Dr. Loewenstein’s 30-year background in teaching and clinical work has led to the project designed to better understand and predict changes in thinking abilities that occur over time in normal aging and with memory disorders such as Alzheimer’s.
“With the increasingly older population, Alzheimer’s takes a devastating toll on individuals, their families and society as a whole,” he stated.
“If more successful treatments are not developed, the Alzheimer’s Association predicts a large effect on the American economy.
Fortunately, exciting research is emerging in the battle against both Alzheimer’s and related brain disorders.”
From a Miami childhood in Cutler Bay and Kendall, the UM professor began his higher education with a BA in Psychology from the University of South Florida in 1981, followed by an MS in Psychology at Florida State University (1983) and PhD in Clinical Psychology (1986) after completion of a pre-doctoral internship at the University of Washington School of Medicine in Seattle, WA.

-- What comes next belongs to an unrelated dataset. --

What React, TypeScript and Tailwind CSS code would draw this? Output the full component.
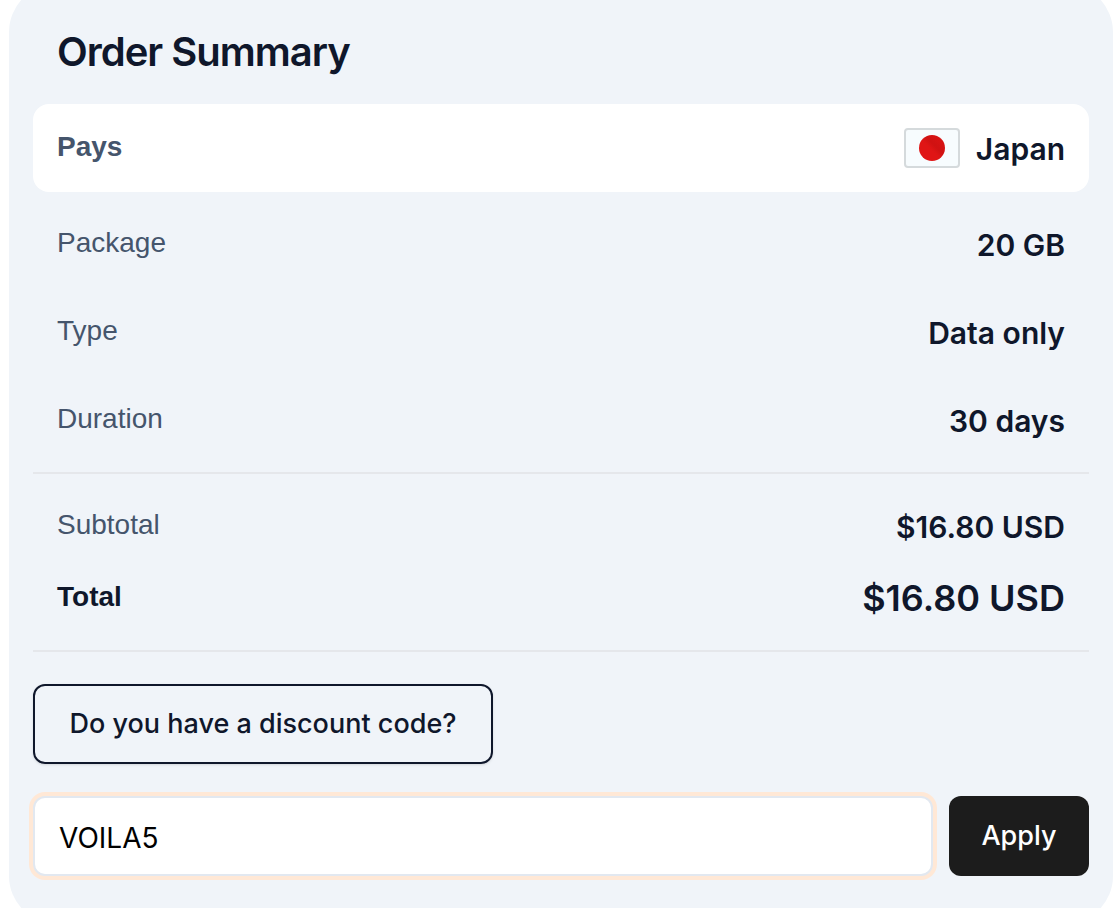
interface SummaryRowProps {
  label: string;
  children: React.ReactNode;
  icon?: React.ReactNode;
  clazzName?: string;
  labelClazzName?: string;
  valueClazzName?: string;
}

export default function App() {
  return (
    <main className="h-screen overflow-hidden bg-white pl-[9px] pr-[7px]">
      <section className="-mt-4 rounded-[48px] bg-[#f0f4f9] px-6 pt-10 pb-12 font-['Inter',sans-serif] text-slate-900">
        <h1 className="px-6 mb-6 text-[40px] leading-14 font-semibold tracking-tight">
          Order Summary
        </h1>

        <dl>
          <SummaryRow
            label="Pays"
            icon={<JapanFlag />}
            clazzName="mb-2 rounded-2xl bg-white py-6"
            labelClazzName="font-bold text-slate-600"
          >
            Japan
          </SummaryRow>
          <SummaryRow label="Package" clazzName="py-6">20 GB</SummaryRow>
          <SummaryRow label="Type" clazzName="py-6">Data only</SummaryRow>
          <SummaryRow label="Duration" clazzName="py-6">30 days</SummaryRow>
        </dl>

        <dl className="mt-2 border-y-2 border-gray-200 py-8">
          <SummaryRow label="Subtotal" clazzName="mb-8">$16.80 USD</SummaryRow>
          <SummaryRow
            label="Total"
            labelClazzName="font-bold text-slate-900"
            valueClazzName="text-4xl leading-10"
          >
            $16.80 USD
          </SummaryRow>
        </dl>

        <button
          type="button"
          className="mt-8 h-20 min-w-[460px] rounded-xl border-2 border-slate-900 px-6 text-[27px] font-medium shadow-sm"
        >
          Do you have a discount code?
        </button>

        <form className="mt-8 flex gap-4" onSubmit={(e) => e.preventDefault()}>
          <input
            type="text"
            aria-label="Discount code"
            defaultValue="VOILA5"
            className="h-20 min-w-0 flex-1 rounded-xl border-2 border-slate-200 bg-white px-6 pt-1 text-[28px] text-black outline-none ring-4 ring-[#ffe8d6]"
          />
          <button
            type="submit"
            className="h-20 min-w-[140px] rounded-xl bg-[#1c1c1c] px-6 text-[27px] font-medium text-white"
          >
            Apply
          </button>
        </form>
      </section>
    </main>
  );
}

function SummaryRow({
  label,
  children,
  icon,
  clazzName = "",
  labelClazzName = "text-slate-600",
  valueClazzName = "text-[30px] leading-[42px]"
}: SummaryRowProps) {
  return (
    <div className={`flex items-start justify-between px-6 ${clazzName}`}>
      <dt className={`font-['Liberation_Sans',sans-serif] text-[28px] leading-[38px] ${labelClazzName}`}>
        {label}
      </dt>
      <dd className="flex h-10 items-start gap-4 font-semibold">
        {icon}
        <span className={valueClazzName}>{children}</span>
      </dd>
    </div>
  );
}

function JapanFlag() {
  return (
    <svg width="56" height="40" viewBox="0 0 56 40" aria-hidden="true">
      <defs>
        <linearGradient id="sun" x1="0" y1="1" x2="1" y2="0">
          <stop offset="0" stopColor="#e01515" />
          <stop offset="0.45" stopColor="#e01515" />
          <stop offset="0.6" stopColor="#d01212" />
          <stop offset="1" stopColor="#dc1414" />
        </linearGradient>
      </defs>
      <rect x="1" y="1" width="54" height="38" rx="3" fill="#f7fcfe" stroke="#d5dadc" strokeWidth="2" />
      <circle cx="28" cy="20" r="13" fill="url(#sun)" />
    </svg>
  );
}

Beginning his career as a research assistant at the University of Miami at the end of 1986, he became director of Cognitive/ Neuropsychological Laboratory and Psychological Services at Mount Sinai Medical Center on Miami Beach, a post he held through 2012 when he joined the University of Miami faculty to teach psychiatry and behavioral science.
For the past 30 years, Dr. Lowenstein has compiled an outstanding record of academic and research that concentrated in clinical work that has led to his current position as director of neuropsychology at the University of Miami. He has authored or co-authored more than 140 documents relating to Alzheimer’s and cognitive functions of the brain.

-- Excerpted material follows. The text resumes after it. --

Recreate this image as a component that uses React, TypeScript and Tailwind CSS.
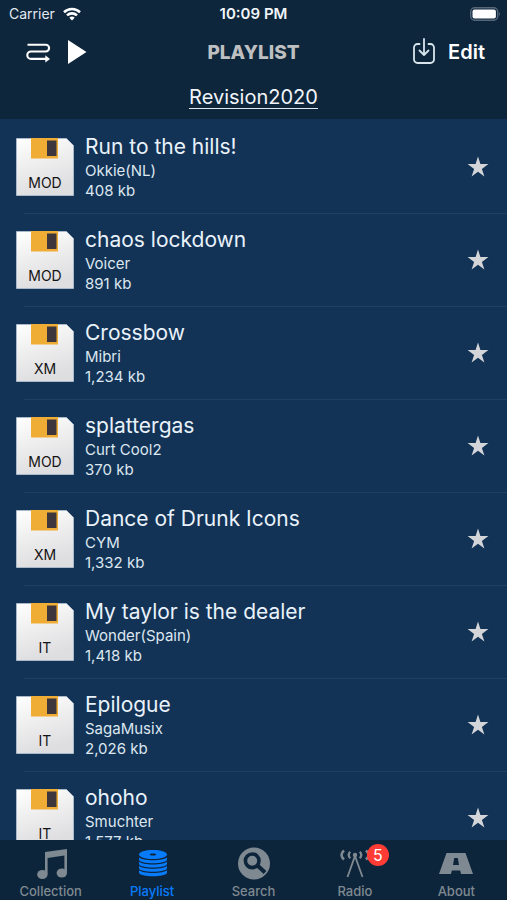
import type { ReactNode } from 'react';

interface Track {
  title: string;
  artist: string;
  size: string;
  format: string;
}

const tracks: Track[] = [
  { title: 'Run to the hills!', artist: 'Okkie(NL)', size: '408 kb', format: 'MOD' },
  { title: 'chaos lockdown', artist: 'Voicer', size: '891 kb', format: 'MOD' },
  { title: 'Crossbow', artist: 'Mibri', size: '1,234 kb', format: 'XM' },
  { title: 'splattergas', artist: 'Curt Cool2', size: '370 kb', format: 'MOD' },
  { title: 'Dance of Drunk Icons', artist: 'CYM', size: '1,332 kb', format: 'XM' },
  { title: 'My taylor is the dealer', artist: 'Wonder(Spain)', size: '1,418 kb', format: 'IT' },
  { title: 'Epilogue', artist: 'SagaMusix', size: '2,026 kb', format: 'IT' },
  { title: 'ohoho', artist: 'Smuchter', size: '1,577 kb', format: 'IT' },
];

function StatusBar() {
  return (
    <div className="grid h-7 grid-cols-3 items-center px-1.5 text-slate-200">
      <div className="flex items-center gap-2 pl-[3px] text-sm">
        <span>Carrier</span>
        <svg viewBox="0 0 18 14" className="h-3.5 w-[18px]" fill="none" stroke="white" strokeWidth="2.6">
          <path d="M1 5.2a11.5 11.5 0 0 1 16 0" />
          <path d="M4 8.4a7.3 7.3 0 0 1 10 0" />
          <path d="M9 13.5 6.3 10.8a4 4 0 0 1 5.4 0Z" fill="white" stroke="none" />
        </svg>
      </div>
      <span className="text-center text-[15px] font-semibold text-slate-100">10:09 PM</span>
      <svg viewBox="0 0 31 14" className="h-3.5 w-[31px] justify-self-end">
        <rect x="0.7" y="0.7" width="27" height="12.6" rx="4" fill="none" stroke="#566878" strokeWidth="1.4" />
        <rect x="2.5" y="2.5" width="23.4" height="9" rx="2" fill="white" />
        <path d="M29 4.8q1.8 2.2 0 4.4Z" fill="#667482" />
      </svg>
    </div>
  );
}

function Header() {
  return (
    <header className="shrink-0 bg-[#0d263c]">
      <StatusBar />
      <div className="grid h-12 grid-cols-3 items-center px-[22px]">
        <div className="flex items-center gap-3 pl-0.5">
          <button aria-label="Play order">
            <svg viewBox="0 0 28 22" className="h-[22px] w-7" fill="none" stroke="white" strokeWidth="2.1">
              <path d="M3.5 3.7h18.2a3.4 3.4 0 0 1 0 6.8H7a3.7 3.7 0 0 0 0 7.4h16" />
              <path d="m21.3 14.2 4.7 3.7-4.7 3.7Z" fill="white" stroke="none" />
            </svg>
          </button>
          <button aria-label="Play">
            <svg viewBox="0 0 24 24" className="h-6 w-6" fill="white">
              <path d="M4 0v24l18.5-12Z" />
            </svg>
          </button>
        </div>
        <h1 className="pt-0.5 text-center text-[19px] font-extrabold text-[#bebfc1]">PLAYLIST</h1>
        <div className="flex items-center justify-end gap-3">
          <button aria-label="Import">
            <svg viewBox="0 0 24 28" className="h-7 w-6" fill="none" stroke="#d9e5ec" strokeWidth="1.8" strokeLinecap="round" strokeLinejoin="round">
              <path d="M7.5 6h-2A3.5 3.5 0 0 0 2 9.500v12A3.500 3.500 0 0 0 5.500 25h13a3.500 3.500 0 0 0 3.500-3.500v-12A3.500 3.500 0 0 0 18.500 6h-2" />
              <path d="M12 1v16m-4.500-4.500L12 17l4.500-4.500" />
            </svg>
          </button>
          <button className="text-xl font-semibold text-white">Edit</button>
        </div>
      </div>
      <div className="flex h-[43px] items-center justify-center">
        <a href="#playlist" className="border-b border-slate-200 text-xl leading-[22px] text-slate-100">Revision2020</a>
      </div>
    </header>
  );
}

function Floppy({ format }: { format: string }) {
  return (
    <svg viewBox="0 0 60 60" className="h-[60px] w-[60px] shrink-0">
      <defs>
        <linearGradient id="disk" x1="0" y1="0" x2="0.3" y2="1">
          <stop offset="0" stopColor="#ffffff" />
          <stop offset="1" stopColor="#dedddf" />
        </linearGradient>
      </defs>
      <path d="M1.500 1.500h50l7 7v50h-57Z" fill="url(#disk)" stroke="#a9b9c9" />
      <path d="M16 1h27v20.500H16Z" fill="#f0ad36" />
      <path d="M32 3.500h9.500v15.500H32Z" fill="#3d373d" />
      <text x="30" y="51" textAnchor="middle" fontSize="14" fill="#141414">{format}</text>
    </svg>
  );
}

function TrackRow({ track }: { track: Track }) {
  return (
    <li className="flex h-[93px] flex-col">
      <div className="flex flex-1 items-center pl-[15px] pr-[18px]">
        <Floppy format={track.format} />
        <div className="ml-2.5 flex-1">
          <h2 className="text-[21px] leading-7 text-[#e9f2fa]">{track.title}</h2>
          <p className="text-[15px] leading-5 text-[#dce7f0]">{track.artist}</p>
          <p className="text-[15px] leading-5 text-[#dce7f0]">{track.size}</p>
        </div>
        <button aria-label={`Favourite ${track.title}`}>
          <svg viewBox="0 0 22 22" className="h-[22px] w-[22px]" fill="#d3d5d9">
            <path d="m11 .5 2.400 7.600h8l-6.500 4.800 2.500 7.700-6.400-4.800-6.400 4.800 2.500-7.700L.6 8.100h8Z" />
          </svg>
        </button>
      </div>
      <div className="ml-6 h-px bg-[#213f60]" />
    </li>
  );
}

interface TabProps {
  label: string;
  active?: boolean;
  badge?: number;
  children: ReactNode;
}

function Tab({ label, active, badge, children }: TabProps) {
  return (
    <button className={`flex flex-1 flex-col items-center pt-1.5 ${active ? 'text-[#087bfa]' : 'text-[#7f8991]'}`}>
      <span className="relative">
        <svg viewBox="0 0 36 36" className="h-9 w-9" fill="currentColor">
          {children}
        </svg>
        {badge && (
          <span className="absolute -right-4 -top-0.5 flex h-[22px] w-[22px] items-center justify-center rounded-full bg-[#ff3b35] text-base text-white">
            {badge}
          </span>
        )}
      </span>
      <span className="text-[13px] leading-[18px] font-medium">{label}</span>
    </button>
  );
}

function TabBar() {
  return (
    <nav className="flex h-[60px] shrink-0 bg-[#0d253b]">
      <Tab label="Collection">
        <path d="M12 6 34 3v24h-2.600V9.500L14.600 12V28H12Z" />
        <ellipse cx="9.400" cy="28.500" rx="5.200" ry="4.600" />
        <ellipse cx="28.800" cy="27" rx="5.200" ry="4.600" />
      </Tab>
      <Tab label="Playlist" active>
        <path
          fillRule="evenodd"
          d="M19 4c8 0 14 2 14 4.500S27 13 19 13 5 11 5 8.500 11 4 19 4Zm0 3.400c-2 0-3.200.5-3.200 1.100s1.200 1.100 3.200 1.100 3.200-.5 3.200-1.100-1.200-1.100-3.200-1.100Z"
        />
        <path d="M5 11.200c3 4 25 4 28 0v2.300c0 5-28 5-28 0Z" />
        <path d="M5 15.500c3 4 25 4 28 0v2.300c0 5-28 5-28 0Z" />
        <path d="M5 19.800c3 4 25 4 28 0v2.300c0 5-28 5-28 0Z" />
        <path d="M5 24.100c3 4 25 4 28 0v2.300c0 5-28 5-28 0Z" />
      </Tab>
      <Tab label="Search">
        <circle cx="18" cy="17.500" r="16" />
        <circle cx="16.200" cy="14.800" r="6.800" fill="none" stroke="#0d253b" strokeWidth="3.600" />
        <path d="m21.500 19.500 7.500 7" stroke="#0d253b" strokeWidth="4" />
      </Tab>
      <Tab label="Radio" badge={5}>
        <circle cx="18" cy="9" r="2.200" />
        <g fill="none" stroke="currentColor" strokeWidth="1.800">
          <path d="M10.500 31 18 10l7.500 21" />
          <path d="M13.200 5.800q-3 3.200 0 6.400M22.800 5.800q3 3.200 0 6.400" strokeWidth="2.200" />
          <path d="M7 4.500q-5 4.500 0 9M29 4.500q5 4.500 0 9" strokeWidth="2.600" />
        </g>
      </Tab>
      <Tab label="About">
        <path fillRule="evenodd" d="M8.500 7h19l7.500 21H23l-.8-3.500h-8.400L13 28H1Zm7.700 5-1.200 7h6l-1.200-7Z" />
      </Tab>
    </nav>
  );
}

export default function App() {
  return (
    <div className="flex h-screen flex-col overflow-hidden bg-[#133356] font-['Inter','Liberation_Sans',sans-serif]">
      <Header />
      <main className="min-h-0 flex-1 overflow-hidden">
        <ul className="pt-0.5">
          {tracks.map((track) => (
            <TrackRow key={track.title} track={track} />
          ))}
        </ul>
      </main>
      <TabBar />
    </div>
  );
}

A Killian graduate (Class of 1978), Dr. Lowenstein recalls his father’s scientific bent as an avid astronomy buff, member of the Southern Cross Astronomical Society.
“I’d tag along Saturday nights to view stars and planets while he explained their origins,” he said.

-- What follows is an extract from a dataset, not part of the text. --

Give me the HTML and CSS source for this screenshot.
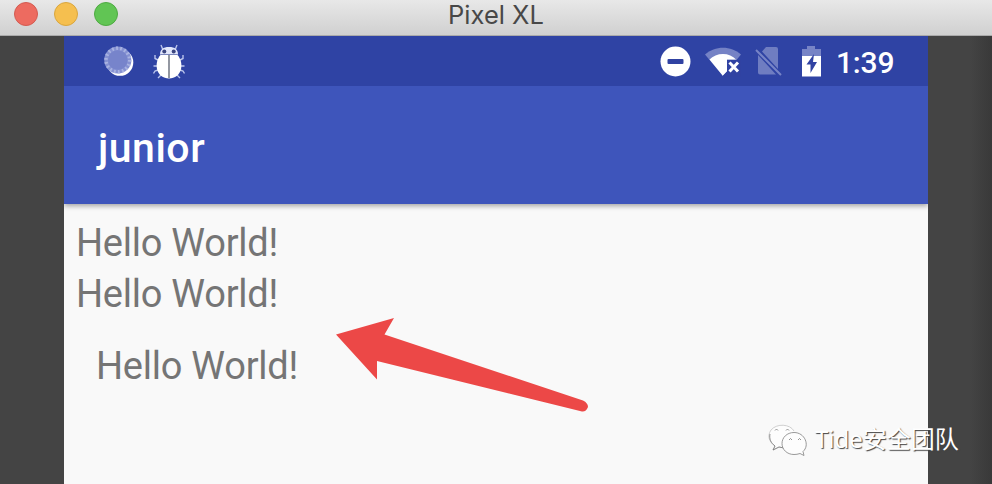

Now a resident of Miramar with his wife, Susan, and two daughters, Rachel, 19, and Amy, 14, Dr. Lowenstein looks back to his early life in Kendall where he and his family often visit his parents, Arline and Jack Lowenstein, Cherry Grove residents who both have backgrounds with scientific endeavors.
“We call David our family improvement,” chuckled Jack, once an oceanographer associated with the University of Miami Rosenstiel School of Marine and Atmospheric Science on Virginia Key, later involved in a sonar project study by the University of Miami, University of Michigan and Columbia University.
Mrs. Lowenstein, who holds a PhD in Psychology, formerly directed programming for emotionally disabled and autistic children in Miami-Dade. A daughter, Linda Braega, sister to Dr. David Lowenstein, became a pediatric nurse before relocating with her husband to Italy.
At present, Dr. Lowenstein’s research team is recruiting healthy cognitively normal older adults with mild cognitive concerns, or a family history of Alzheimer’s, seeking 300 volunteers from 63 to 95 years of age.
“Research participants will provide critical information to develop ways of fostering more healthy aging and early identification prevention and early treatment potential,” he said.